__DIRECTIONS FOR THIS TASK__
Below are entries. Give back exactly the lines from the one containing "Rebuild this screenshot" through the one containing "const TABS = ['待预审', '受理中', '已完结', '已终止']", inclusive, without the pictures.

Web page code records
● ● ● ●

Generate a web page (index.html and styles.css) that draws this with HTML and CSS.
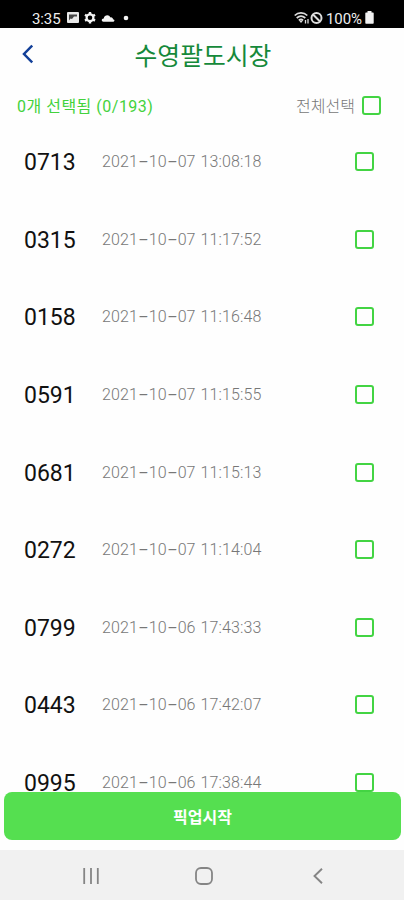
FILE: index.html
```
<!DOCTYPE html>
<html lang="ko">
<head>
<meta charset="utf-8">
<title>수영팔도시장</title>
<link rel="stylesheet" href="styles.css">
</head>
<body>
<div class="status">
  <span class="clock">3:35</span>
  <svg class="status-left" width="66" height="14" viewBox="0 0 66 14">
    <rect x="0" y="1" width="12" height="11" rx="1" fill="#e8e8e8"/>
    <path d="M2 9.500V3.500h8v2L7 5.500 5 8 3.500 7.500z" fill="#444"/>
    <circle cx="23" cy="6.700" r="3.400" fill="none" stroke="#f4f4f4" stroke-width="2.200"/>
    <path d="M23 1v2M23 10.400v2M18 3.800l1.700 1M26.300 8.600l1.700 1M28 3.800l-1.700 1M19.700 8.600l-1.700 1" stroke="#f4f4f4" stroke-width="2.400"/>
    <path d="M36.500 10.800c-2.200 0-2.400-3 .2-3.200.6-4 5.600-4.400 6.600-1.200 2-.3 2.600 1 2.700 1.900 2 .1 1.800 2.500 0 2.500z" fill="#f4f4f4"/>
    <circle cx="59" cy="7" r="2.300" fill="#f4f4f4"/>
  </svg>
  <svg class="status-net" width="30" height="14" viewBox="0 0 30 14">
    <g fill="none" stroke="#ddd" stroke-width="1.700">
      <path d="M.7 4.500c3.600-3.400 9-3.400 12.600 0M2.700 7c2.600-2.300 6-2.300 8.600 0M4.800 9.300c1.500-1.200 3-1.200 4.300 0"/>
      <path d="M11.500 9v3.500M14 8v4.500" stroke-width="1.300"/>
      <circle cx="22.500" cy="7" r="5" stroke-width="2"/>
      <path d="M19 3.500l7 7" stroke-width="2"/>
    </g>
    <path d="M5 9.500h4l-2 2.500z" fill="#ddd"/>
  </svg>
  <span class="percent">100%</span>
  <svg class="battery" width="9" height="13" viewBox="0 0 9 13"><path d="M2.500 0h4v1.500H8q.7 0 .7.700V12q0 .7-.7.700H1q-.7 0-.7-.7V2.200q0-.7.7-.7h1.500z" fill="#f2f2f2"/></svg>
</div>
<header class="header">
  <svg class="back" width="12" height="20" viewBox="0 0 12 20"><path d="M11.200 1.500L3 10l8.200 8.500" fill="none" stroke="#123f98" stroke-width="2.500"/></svg>
  <h1 class="title">수영팔도시장</h1>
</header>
<div class="summary">
  <span class="count">0개 선택됨 (0/193)</span>
  <label class="all"><span class="all-text">전체선택</span><i class="box"></i></label>
</div>
<main class="list">
  <div class="row"><b class="num">0713</b><span class="date">2021<i class="dash">-</i>10<i class="dash">-</i>07 13:08:18</span><i class="box"></i></div>
  <div class="row"><b class="num">0315</b><span class="date">2021<i class="dash">-</i>10<i class="dash">-</i>07 11:17:52</span><i class="box"></i></div>
  <div class="row"><b class="num">0158</b><span class="date">2021<i class="dash">-</i>10<i class="dash">-</i>07 11:16:48</span><i class="box"></i></div>
  <div class="row"><b class="num">0591</b><span class="date">2021<i class="dash">-</i>10<i class="dash">-</i>07 11:15:55</span><i class="box"></i></div>
  <div class="row"><b class="num">0681</b><span class="date">2021<i class="dash">-</i>10<i class="dash">-</i>07 11:15:13</span><i class="box"></i></div>
  <div class="row"><b class="num">0272</b><span class="date">2021<i class="dash">-</i>10<i class="dash">-</i>07 11:14:04</span><i class="box"></i></div>
  <div class="row"><b class="num">0799</b><span class="date">2021<i class="dash">-</i>10<i class="dash">-</i>06 17:43:33</span><i class="box"></i></div>
  <div class="row"><b class="num">0443</b><span class="date">2021<i class="dash">-</i>10<i class="dash">-</i>06 17:42:07</span><i class="box"></i></div>
  <div class="row"><b class="num">0995</b><span class="date">2021<i class="dash">-</i>10<i class="dash">-</i>06 17:38:44</span><i class="box"></i></div>
</main>
<button class="start">픽업시작</button>
<nav class="nav">
  <svg width="16" height="16" viewBox="0 0 16 16"><path d="M1.200 0v16M8 0v16M14.800 0v16" stroke="#858585" stroke-width="1.800"/></svg>
  <svg class="home" width="18" height="18" viewBox="0 0 18 18"><rect x="1" y="1" width="16" height="16" rx="5" fill="none" stroke="#858585" stroke-width="1.800"/></svg>
  <svg width="10" height="16" viewBox="0 0 10 16"><path d="M9 .8L1.500 8 9 15.200" fill="none" stroke="#858585" stroke-width="1.900"/></svg>
</nav>
</body>
</html>
```
FILE: styles.css
```
* { box-sizing: border-box; }
body {
  margin: 0;
  width: 404px;
  height: 900px;
  overflow: hidden;
  display: flex;
  flex-direction: column;
  background: #fefefe;
  font-family: Roboto, "Noto Sans CJK KR", sans-serif;
}
i, b { font-style: normal; font-weight: 400; }
svg { display: block; flex: none; }
.status {
  flex: none;
  height: 28px;
  padding: 8px 30px 0 32px;
  display: flex;
  align-items: center;
  background: #000;
  color: #eee;
  font-size: 15px;
  line-height: 20px;
}
.clock { width: 35px; padding-top: 1px; letter-spacing: -0.1px; }
.status-net { margin-left: auto; margin-right: 2px; }
.percent { width: 39px; padding-top: 1px; letter-spacing: -0.1px; white-space: nowrap; }
.battery { margin-top: -1px; }
.header {
  flex: none;
  height: 52px;
  padding: 0 21px;
  display: grid;
  grid-template-columns: 12px 1fr 12px;
  align-items: center;
}
.title {
  margin: 5px 0 0;
  padding-left: 2px;
  text-align: center;
  font-size: 24.8px;
  line-height: 36px;
  font-weight: 400;
  color: #15893a;
}
.summary {
  flex: none;
  height: 43px;
  padding: 0 23px 0 17px;
  display: flex;
  align-items: center;
  justify-content: space-between;
  margin-top: 4px;
  margin-bottom: -4px;
}
.count { margin-top: -2px; font-size: 16px; letter-spacing: 0.5px; color: #43d23c; }
.all { display: flex; align-items: center; gap: 7px; }
.all-text { margin-top: -2px; font-size: 16px; font-weight: 300; color: #777; }
.box {
  width: 19px;
  height: 19px;
  border: 2px solid #43d443;
  border-radius: 3px;
}
.list { flex: none; height: 669px; overflow: hidden; }
.row {
  height: 77.6px;
  padding: 0 30px 0 24px;
  display: grid;
  grid-template-columns: 78px 1fr 19px;
  align-items: center;
}
.num { padding-top: 2px; font-size: 23px; color: #111; }
.date { font-size: 16px; font-weight: 300; letter-spacing: 0.1px; word-spacing: 1px; color: #777; white-space: nowrap; }
.dash { display: inline-block; width: 10.9px; text-align: center; transform: scaleX(2); }
.start {
  flex: none;
  height: 48px;
  margin: 0 3px 0 4px;
  border: 0;
  border-radius: 8px;
  background: #55df50;
  color: #fff;
  font: 700 16px Roboto, "Noto Sans CJK KR", sans-serif;
}
.nav {
  flex: none;
  height: 50px;
  margin-top: 10px;
  padding: 2px 81px 0 83px;
  display: flex;
  justify-content: space-between;
  align-items: center;
  background: #f1f1f1;
}
.home { margin-right: 4px; }
```
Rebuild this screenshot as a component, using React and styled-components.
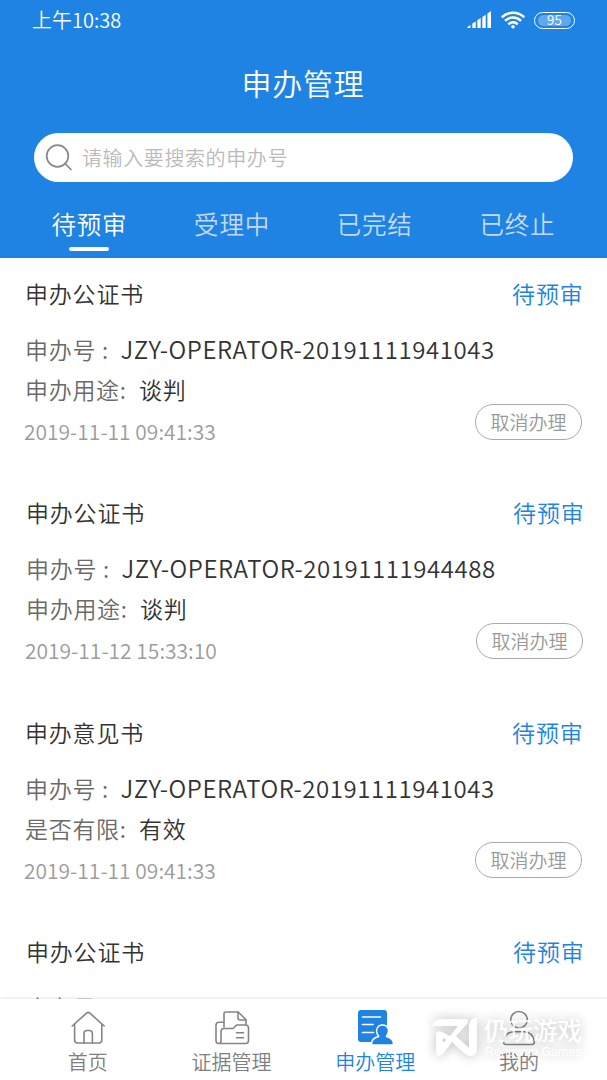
import React, { useState } from 'react'

import styled, { createGlobalStyle } from 'styled-components'

const TABS = ['待预审', '受理中', '已完结', '已终止']

const RECORDS = [
    {
        title: '申办公证书',
        number: 'JZY-OPERATOR-20191111941043',
        label: '申办用途:',
        value: '谈判',
        date: '2019-11-11 09:41:33',
    },
    {
        title: '申办公证书',
        number: 'JZY-OPERATOR-20191111944488',
        label: '申办用途:',
        value: '谈判',
        date: '2019-11-12 15:33:10',
    },
    {
        title: '申办意见书',
        number: 'JZY-OPERATOR-20191111941043',
        label: '是否有限:',
        value: '有效',
        date: '2019-11-11 09:41:33',
    },
    {
        title: '申办公证书',
        number: 'JZY-OPERATOR-20191111944488',
    },
]

function SignalIcon() {
    return (
        <svg width="25" height="18" viewBox="0 0 25 18" fill="#fff">
            <path d="M0.3 17v-1l3.2-2v3zM5.3 17v-4.400l3.400-2.200V17zM10.300 17V9.200l3.400-2.200V17zM15.300 17V6l3.400-2.200V17zM20.400 17V2.600l3.600-2.600V17z" />
        </svg>
    )
}

function WifiIcon() {
    return (
        <svg
            width="24"
            height="18"
            viewBox="0 0 24 18"
            fill="none"
            stroke="#fff"
            strokeWidth="2.500"
        >
            <path d="M0.800 6.300C7 0.200 17 0.200 23.200 6.300" />
            <path d="M4 9.900c4.500-4.400 11.500-4.400 16 0" />
            <path d="M7.300 13.300c2.600-2.600 6.800-2.600 9.400 0" />
            <circle cx="12" cy="15.700" r="1.800" fill="#fff" stroke="none" />
        </svg>
    )
}

function SearchIcon() {
    return (
        <svg
            width="28"
            height="28"
            viewBox="0 0 28 28"
            fill="none"
            stroke="#888"
            strokeWidth="1.700"
            strokeLinecap="round"
        >
            <circle cx="12.500" cy="12" r="10.800" />
            <path d="M20 19.500l6 6" />
        </svg>
    )
}

function HomeIcon() {
    return (
        <svg width="36" height="36" viewBox="0 0 36 36">
            <path d="M2.200 16L16.500 3.200q1.700-1.500 3.400 0L34.200 16" />
            <path d="M4.600 14.800v15.200q0 3 3 3h21.200q3 0 3-3V14.800" />
            <path d="M14 33V23.500q0-3 3-3h2.400q3 0 3 3V33" />
        </svg>
    )
}

function FolderIcon() {
    return (
        <svg width="36" height="36" viewBox="0 0 36 36">
            <path d="M10 17V4q0-2 2-2h12.200l7.800 7.700V15" />
            <path d="M24 2v6q0 2 2 2h6" />
            <path d="M10 12.200H5q-3 0-3 3V30.500q0 3 3 3h26.500q3 0 3-3V18q0-3-3-3H22.500l-3.500 3.500H10q-3 0-3 3V30.500q0 3-2 3" />
            <path d="M22.500 22.800h7M22.500 27.800h7" />
        </svg>
    )
}

function ApplyIcon() {
    return (
        <svg width="36" height="36" viewBox="0 0 36 36">
            <rect x="1" y="0" width="29" height="32" rx="3" fill="#1e83e3" stroke="none" />
            <path
                d="M16.500 35q-2 0-1.800-2.200c.3-3.500 2.800-5.300 7-6.300-4-5-2-11.500 3.800-11.500s7.800 6.500 3.800 11.500c4.200 1 6.700 2.800 7 6.300q.2 2.200-1.800 2.200z"
                fill="#1e83e3"
                stroke="#fff"
                strokeWidth="1.400"
            />
            <path d="M5.500 7h18M5.500 14.500h10.500M5.500 22.500h11" stroke="#fff" strokeWidth="1.700" />
        </svg>
    )
}

function MineIcon() {
    return (
        <svg width="36" height="36" viewBox="0 0 36 36">
            <circle cx="18" cy="9.800" r="8.300" />
            <path d="M5 34.500h26q2.600 0 2.300-2.700c-1-6-4.800-10-10.300-10h-10c-5.500 0-9.300 4-10.300 10Q2.400 34.500 5 34.500z" />
        </svg>
    )
}

const NAV_ITEMS = [
    { label: '首页', icon: <HomeIcon /> },
    { label: '证据管理', icon: <FolderIcon /> },
    { label: '申办管理', icon: <ApplyIcon /> },
    { label: '我的', icon: <MineIcon /> },
]

function App() {
    const [activeTab, setActiveTab] = useState(0)
    const [activeNav, setActiveNav] = useState(2)

    return (
        <Screen>
            <GlobalStyle />
            <Header>
                <StatusBar>
                    <Time>上午10:38</Time>
                    <StatusIcons>
                        <SignalIcon />
                        <WifiIcon />
                        <Battery>
                            <BatteryLevel>95</BatteryLevel>
                        </Battery>
                    </StatusIcons>
                </StatusBar>
                <Title>申办管理</Title>
                <SearchBox>
                    <SearchIcon />
                    <SearchText>请输入要搜索的申办号</SearchText>
                </SearchBox>
                <Tabs>
                    {TABS.map((tab, index) => (
                        <Tab
                            key={tab}
                            $active={index === activeTab}
                            onClick={() => setActiveTab(index)}
                        >
                            {tab}
                        </Tab>
                    ))}
                </Tabs>
            </Header>
            <List>
                {RECORDS.map((record, index) => (
                    <Record key={index}>
                        <RecordHead>
                            <div>{record.title}</div>
                            <RecordStatus>待预审</RecordStatus>
                        </RecordHead>
                        <Field>
                            <FieldLabel $wide>申办号 :</FieldLabel>
                            <FieldNumber>{record.number}</FieldNumber>
                        </Field>
                        {record.date && (
                            <RecordFoot>
                                <div>
                                    <Field>
                                        <FieldLabel>{record.label}</FieldLabel>
                                        <span>{record.value}</span>
                                    </Field>
                                    <RecordDate>{record.date}</RecordDate>
                                </div>
                                <CancelBtn>取消办理</CancelBtn>
                            </RecordFoot>
                        )}
                    </Record>
                ))}
            </List>
            <BottomNav>
                {NAV_ITEMS.map((item, index) => (
                    <NavItem
                        key={item.label}
                        $active={index === activeNav}
                        onClick={() => setActiveNav(index)}
                    >
                        {item.icon}
                        <span>{item.label}</span>
                    </NavItem>
                ))}
                <Watermark>
                    <svg width="48" height="41" viewBox="0 0 48 41">
                        <path
                            fill="#fff"
                            fillRule="evenodd"
                            d="M1 9Q3 2 10 2H34Q39 2 36 7L25 19L38 31V8Q39 1 46 1V31Q46 39 40 39Q36 39 34 37L21 25L12 37Q10 39 8 39Q5 38 5 35V17Q6 13 11 15L19 19L27 9ZM13 21.500a1.600 1.600 0 1 0 0.100 0z"
                        />
                    </svg>
                    <WatermarkText>
                        <WatermarkName>仍玩游戏</WatermarkName>
                        <WatermarkSub>Rengwan Games</WatermarkSub>
                    </WatermarkText>
                </Watermark>
            </BottomNav>
        </Screen>
    )
}

export default App

const GlobalStyle = createGlobalStyle`
    * {
        box-sizing: border-box;
    }
    body {
        margin: 0;
        background: #fff;
        font-family: 'Noto Sans CJK SC', sans-serif;
        font-weight: 350;
    }
`
const Screen = styled.div`
    display: flex;
    flex-direction: column;
    width: 607px;
    height: 1080px;
    overflow: hidden;
    background: #fff;
`
const Header = styled.header`
    display: flex;
    flex-direction: column;
    flex: none;
    height: 258px;
    background: #1e83e3;
    color: #fff;
`
const StatusBar = styled.div`
    display: flex;
    justify-content: space-between;
    align-items: center;
    height: 40px;
    padding: 0 32px;
`
const Time = styled.div`
    font-size: 20px;
    line-height: 40px;
`
const StatusIcons = styled.div`
    display: flex;
    align-items: center;
    gap: 9px;
`
const Battery = styled.div`
    width: 41px;
    height: 17px;
    padding: 2px 3px;
    border: 1.5px solid #fff;
    border-radius: 9px;
`
const BatteryLevel = styled.div`
    height: 11px;
    border-radius: 6px;
    background: rgba(255, 255, 255, 0.3);
    font-size: 13.500px;
    line-height: 9px;
    text-align: center;
`
const Title = styled.h1`
    margin: 0;
    height: 93px;
    font-size: 30px;
    font-weight: 350;
    line-height: 84px;
    letter-spacing: 0.700px;
    text-align: center;
    text-indent: -1px;
`
const SearchBox = styled.div`
    display: flex;
    align-items: center;
    gap: 9px;
    width: 539px;
    height: 49px;
    margin-left: 34px;
    padding-left: 11px;
    border-radius: 25px;
    background: #fff;
`
const SearchText = styled.span`
    font-size: 20px;
    line-height: 30px;
    letter-spacing: 0.600px;
    color: #bababa;
`
const Tabs = styled.div`
    display: grid;
    grid-template-columns: repeat(4, 142.700px);
    padding-left: 18px;
`
const Tab = styled.div`
    display: flex;
    flex-direction: column;
    align-items: center;
    padding-top: 24px;
    font-size: 24.500px;
    line-height: 36px;
    letter-spacing: 0.800px;
    color: ${({ $active }) => ($active ? '#fff' : '#c6daf7')};
    cursor: pointer;
    &::after {
        content: '';
        width: 40px;
        height: 3.500px;
        margin-top: 5px;
        border-radius: 2px;
        background: ${({ $active }) => ($active ? '#fff' : 'transparent')};
    }
`
const List = styled.main`
    flex: 1;
    min-height: 0;
    overflow: hidden;
`
const Record = styled.section`
    height: 219.400px;
    padding: 0 24px 0 25px;
    color: #333;
    &:nth-child(even) {
        padding: 0 23px 0 26px;
    }
`
const RecordHead = styled.div`
    display: flex;
    justify-content: space-between;
    height: 71px;
    font-size: 23px;
    line-height: 71px;
    letter-spacing: 0.800px;
`
const RecordStatus = styled.div`
    margin-right: -0.5px;
    color: #1e83e3;
`
const Field = styled.div`
    display: flex;
    height: 40px;
    font-size: 23px;
    line-height: 40px;
    letter-spacing: 0.700px;
    white-space: pre;
`
const FieldLabel = styled.span`
    width: ${({ $wide }) => ($wide ? '95.5px' : '114px')};
    color: #6a6a6a;
`
const FieldNumber = styled.span`
    font-size: 24px;
    letter-spacing: 0.570px;
`
const RecordFoot = styled.div`
    display: flex;
    justify-content: space-between;
`
const RecordDate = styled.div`
    margin-left: -1px;
    font-size: 21px;
    line-height: 45px;
    color: #9c9c9c;
`
const CancelBtn = styled.button`
    width: 107px;
    height: 36px;
    margin: 34.6px 1px 0 0;
    padding: 0;
    border: 1px solid #aaa;
    border-radius: 18px;
    background: #fff;
    font-family: inherit;
    font-size: 19px;
    font-weight: inherit;
    line-height: 32px;
    color: #999;
    cursor: pointer;
`
const BottomNav = styled.nav`
    position: relative;
    display: grid;
    grid-template-columns: repeat(4, 143.700px);
    flex: none;
    height: 81px;
    padding: 11px 0 0 16px;
    background: #fff;
    box-shadow: 0 -1px 3px rgba(0, 0, 0, 0.1);
`
const NavItem = styled.div`
    display: flex;
    flex-direction: column;
    align-items: center;
    font-size: 20px;
    line-height: 32px;
    color: ${({ $active }) => ($active ? '#1e83e3' : '#808080')};
    cursor: pointer;
    svg {
        fill: none;
        stroke: #858585;
        stroke-width: 1.600;
        stroke-linecap: round;
        stroke-linejoin: round;
    }
`
const Watermark = styled.div`
    position: absolute;
    top: 18px;
    left: 431px;
    display: flex;
    gap: 5px;
    color: #fff;
    opacity: 0.8;
    filter: drop-shadow(0 0 6px rgba(0, 0, 0, 0.34));
    pointer-events: none;
`
const WatermarkText = styled.div`
    display: flex;
    flex-direction: column;
`
const WatermarkName = styled.span`
    font-size: 24.500px;
    font-weight: 500;
    line-height: 26px;
`
const WatermarkSub = styled.span`
    margin: 2px 0 0 1px;
    font-family: 'Liberation Sans', sans-serif;
    font-size: 12.500px;
    line-height: 14px;
    white-space: nowrap;
`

● ● ● ●

__EXERCISE RESULT__
Rebuild this screenshot as a component, using React and styled-components.
import React, { useState } from 'react'

import styled, { createGlobalStyle } from 'styled-components'

const TABS = ['待预审', '受理中', '已完结', '已终止']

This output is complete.